EXERCISE REQUIREMENTS - Extract every line that contains the string "React".

INFORMATION PROVIDED -
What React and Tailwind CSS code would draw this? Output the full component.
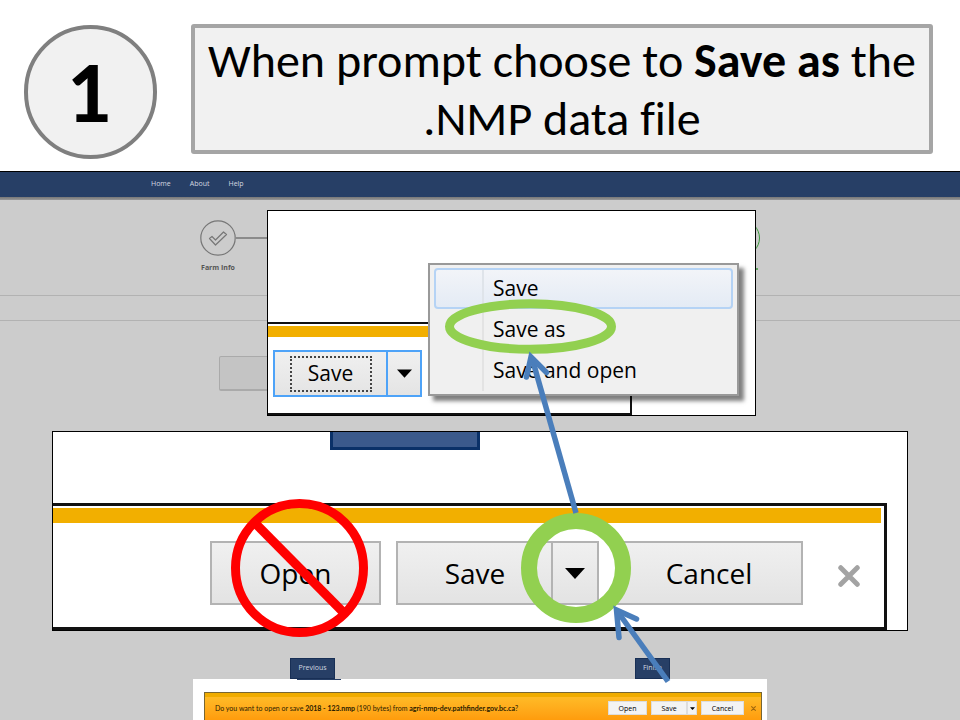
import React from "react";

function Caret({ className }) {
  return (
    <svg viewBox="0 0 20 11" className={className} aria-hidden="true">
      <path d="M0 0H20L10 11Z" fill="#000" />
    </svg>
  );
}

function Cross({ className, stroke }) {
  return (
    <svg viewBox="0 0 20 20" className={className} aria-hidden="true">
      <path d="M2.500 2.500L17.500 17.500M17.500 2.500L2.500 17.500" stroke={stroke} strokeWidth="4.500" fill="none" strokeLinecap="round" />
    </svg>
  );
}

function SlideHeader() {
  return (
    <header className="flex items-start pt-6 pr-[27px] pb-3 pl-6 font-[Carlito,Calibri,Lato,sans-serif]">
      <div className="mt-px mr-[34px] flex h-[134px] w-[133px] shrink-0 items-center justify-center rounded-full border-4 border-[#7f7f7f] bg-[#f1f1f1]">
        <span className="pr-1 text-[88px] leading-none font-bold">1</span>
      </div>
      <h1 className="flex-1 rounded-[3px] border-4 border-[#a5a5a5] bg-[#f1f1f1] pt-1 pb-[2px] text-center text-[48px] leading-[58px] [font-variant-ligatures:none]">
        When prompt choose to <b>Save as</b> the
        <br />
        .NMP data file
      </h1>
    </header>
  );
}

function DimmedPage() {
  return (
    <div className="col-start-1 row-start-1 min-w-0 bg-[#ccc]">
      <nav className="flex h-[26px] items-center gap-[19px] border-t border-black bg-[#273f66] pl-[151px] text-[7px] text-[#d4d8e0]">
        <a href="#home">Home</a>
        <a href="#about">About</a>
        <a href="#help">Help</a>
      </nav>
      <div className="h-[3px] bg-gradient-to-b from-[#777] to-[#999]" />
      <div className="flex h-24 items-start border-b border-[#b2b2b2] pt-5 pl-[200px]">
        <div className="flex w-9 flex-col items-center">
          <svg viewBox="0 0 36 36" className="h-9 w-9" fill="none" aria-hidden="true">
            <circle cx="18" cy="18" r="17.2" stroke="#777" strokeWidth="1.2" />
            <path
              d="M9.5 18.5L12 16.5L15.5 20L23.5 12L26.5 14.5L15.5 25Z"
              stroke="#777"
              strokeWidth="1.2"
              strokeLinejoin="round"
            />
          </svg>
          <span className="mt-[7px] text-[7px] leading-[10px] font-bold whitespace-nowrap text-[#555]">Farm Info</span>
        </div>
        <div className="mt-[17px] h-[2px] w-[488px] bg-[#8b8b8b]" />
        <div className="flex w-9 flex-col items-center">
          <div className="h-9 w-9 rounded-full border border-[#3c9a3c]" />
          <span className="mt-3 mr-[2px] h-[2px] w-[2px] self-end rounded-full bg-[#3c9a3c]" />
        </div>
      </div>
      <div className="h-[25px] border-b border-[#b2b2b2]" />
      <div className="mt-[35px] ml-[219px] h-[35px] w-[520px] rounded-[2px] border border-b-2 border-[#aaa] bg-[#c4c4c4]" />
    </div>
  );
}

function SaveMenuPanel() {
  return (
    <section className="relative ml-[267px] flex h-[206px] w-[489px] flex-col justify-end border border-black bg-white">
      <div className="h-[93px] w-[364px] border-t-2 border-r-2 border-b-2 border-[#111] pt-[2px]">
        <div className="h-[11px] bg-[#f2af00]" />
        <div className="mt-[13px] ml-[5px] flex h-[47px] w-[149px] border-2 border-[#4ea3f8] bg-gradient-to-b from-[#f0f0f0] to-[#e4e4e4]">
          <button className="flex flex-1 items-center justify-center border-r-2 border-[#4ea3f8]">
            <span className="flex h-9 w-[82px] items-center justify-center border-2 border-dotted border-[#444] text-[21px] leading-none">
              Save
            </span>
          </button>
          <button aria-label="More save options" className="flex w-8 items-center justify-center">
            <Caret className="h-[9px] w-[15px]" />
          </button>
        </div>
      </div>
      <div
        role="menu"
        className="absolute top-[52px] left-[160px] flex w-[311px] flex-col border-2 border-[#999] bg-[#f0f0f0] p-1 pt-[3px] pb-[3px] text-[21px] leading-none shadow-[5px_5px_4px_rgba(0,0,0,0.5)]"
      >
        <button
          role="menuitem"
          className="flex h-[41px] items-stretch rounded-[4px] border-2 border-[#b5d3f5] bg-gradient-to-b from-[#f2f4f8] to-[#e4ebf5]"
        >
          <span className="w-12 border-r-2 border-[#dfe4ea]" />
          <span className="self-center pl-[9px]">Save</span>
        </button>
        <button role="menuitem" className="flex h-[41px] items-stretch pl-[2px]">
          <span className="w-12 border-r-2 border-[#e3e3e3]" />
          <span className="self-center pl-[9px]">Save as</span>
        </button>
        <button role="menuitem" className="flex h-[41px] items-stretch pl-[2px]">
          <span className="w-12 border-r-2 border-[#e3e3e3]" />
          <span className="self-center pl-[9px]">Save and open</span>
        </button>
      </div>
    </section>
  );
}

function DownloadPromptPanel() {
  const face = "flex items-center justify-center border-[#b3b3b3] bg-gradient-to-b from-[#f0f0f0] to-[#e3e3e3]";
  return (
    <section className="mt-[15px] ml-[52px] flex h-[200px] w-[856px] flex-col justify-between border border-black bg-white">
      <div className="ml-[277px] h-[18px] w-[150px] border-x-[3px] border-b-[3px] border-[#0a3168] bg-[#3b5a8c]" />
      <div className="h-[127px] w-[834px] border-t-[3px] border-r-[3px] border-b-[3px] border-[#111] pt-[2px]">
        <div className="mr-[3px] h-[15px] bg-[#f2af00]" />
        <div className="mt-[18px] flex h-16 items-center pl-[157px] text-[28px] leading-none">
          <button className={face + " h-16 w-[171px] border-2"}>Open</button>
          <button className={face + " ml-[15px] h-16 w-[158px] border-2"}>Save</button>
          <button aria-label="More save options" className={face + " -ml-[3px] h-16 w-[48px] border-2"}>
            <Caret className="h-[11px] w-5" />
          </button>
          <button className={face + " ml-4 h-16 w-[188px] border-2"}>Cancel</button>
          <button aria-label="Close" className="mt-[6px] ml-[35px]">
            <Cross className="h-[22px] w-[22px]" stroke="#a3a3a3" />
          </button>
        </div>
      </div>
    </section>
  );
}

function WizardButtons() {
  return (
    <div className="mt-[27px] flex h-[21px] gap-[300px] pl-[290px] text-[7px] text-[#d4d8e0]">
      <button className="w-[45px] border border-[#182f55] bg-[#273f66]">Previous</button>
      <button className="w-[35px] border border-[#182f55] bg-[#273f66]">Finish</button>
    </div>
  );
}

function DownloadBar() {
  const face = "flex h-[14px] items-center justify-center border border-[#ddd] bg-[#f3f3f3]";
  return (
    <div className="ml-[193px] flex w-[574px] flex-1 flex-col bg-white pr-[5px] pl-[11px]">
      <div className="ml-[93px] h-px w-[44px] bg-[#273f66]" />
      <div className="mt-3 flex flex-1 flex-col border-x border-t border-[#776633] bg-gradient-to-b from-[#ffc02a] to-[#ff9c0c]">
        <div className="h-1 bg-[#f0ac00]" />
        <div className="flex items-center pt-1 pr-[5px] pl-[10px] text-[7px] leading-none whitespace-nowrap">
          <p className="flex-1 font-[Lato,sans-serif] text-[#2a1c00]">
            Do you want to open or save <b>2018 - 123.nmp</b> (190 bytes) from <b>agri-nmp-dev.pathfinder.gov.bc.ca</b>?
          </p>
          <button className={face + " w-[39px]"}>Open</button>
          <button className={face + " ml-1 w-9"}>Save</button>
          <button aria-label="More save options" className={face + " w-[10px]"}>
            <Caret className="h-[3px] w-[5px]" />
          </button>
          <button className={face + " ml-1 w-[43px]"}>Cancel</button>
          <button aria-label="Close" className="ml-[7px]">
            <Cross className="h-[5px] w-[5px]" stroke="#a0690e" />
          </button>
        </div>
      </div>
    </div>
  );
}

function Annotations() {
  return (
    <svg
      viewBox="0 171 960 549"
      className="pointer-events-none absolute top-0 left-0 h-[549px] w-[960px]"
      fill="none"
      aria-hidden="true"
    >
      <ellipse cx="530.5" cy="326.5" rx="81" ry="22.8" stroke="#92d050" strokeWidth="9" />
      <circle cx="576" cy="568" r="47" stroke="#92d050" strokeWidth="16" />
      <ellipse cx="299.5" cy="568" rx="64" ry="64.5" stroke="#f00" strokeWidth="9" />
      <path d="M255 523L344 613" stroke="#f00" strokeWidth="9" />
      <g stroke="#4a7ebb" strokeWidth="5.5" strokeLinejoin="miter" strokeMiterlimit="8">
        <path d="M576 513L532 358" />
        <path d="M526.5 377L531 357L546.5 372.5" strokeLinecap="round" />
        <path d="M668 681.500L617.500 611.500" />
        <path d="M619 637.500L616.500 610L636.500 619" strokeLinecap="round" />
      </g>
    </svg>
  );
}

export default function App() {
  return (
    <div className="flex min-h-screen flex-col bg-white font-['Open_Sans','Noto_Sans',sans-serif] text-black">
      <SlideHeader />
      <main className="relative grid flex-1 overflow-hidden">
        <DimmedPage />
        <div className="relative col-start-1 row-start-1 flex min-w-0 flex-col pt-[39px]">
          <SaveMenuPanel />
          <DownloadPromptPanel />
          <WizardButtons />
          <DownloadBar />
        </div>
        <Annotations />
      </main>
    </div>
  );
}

ANSWER TO THIS PROBLEM -
What React and Tailwind CSS code would draw this? Output the full component.
import React from "react";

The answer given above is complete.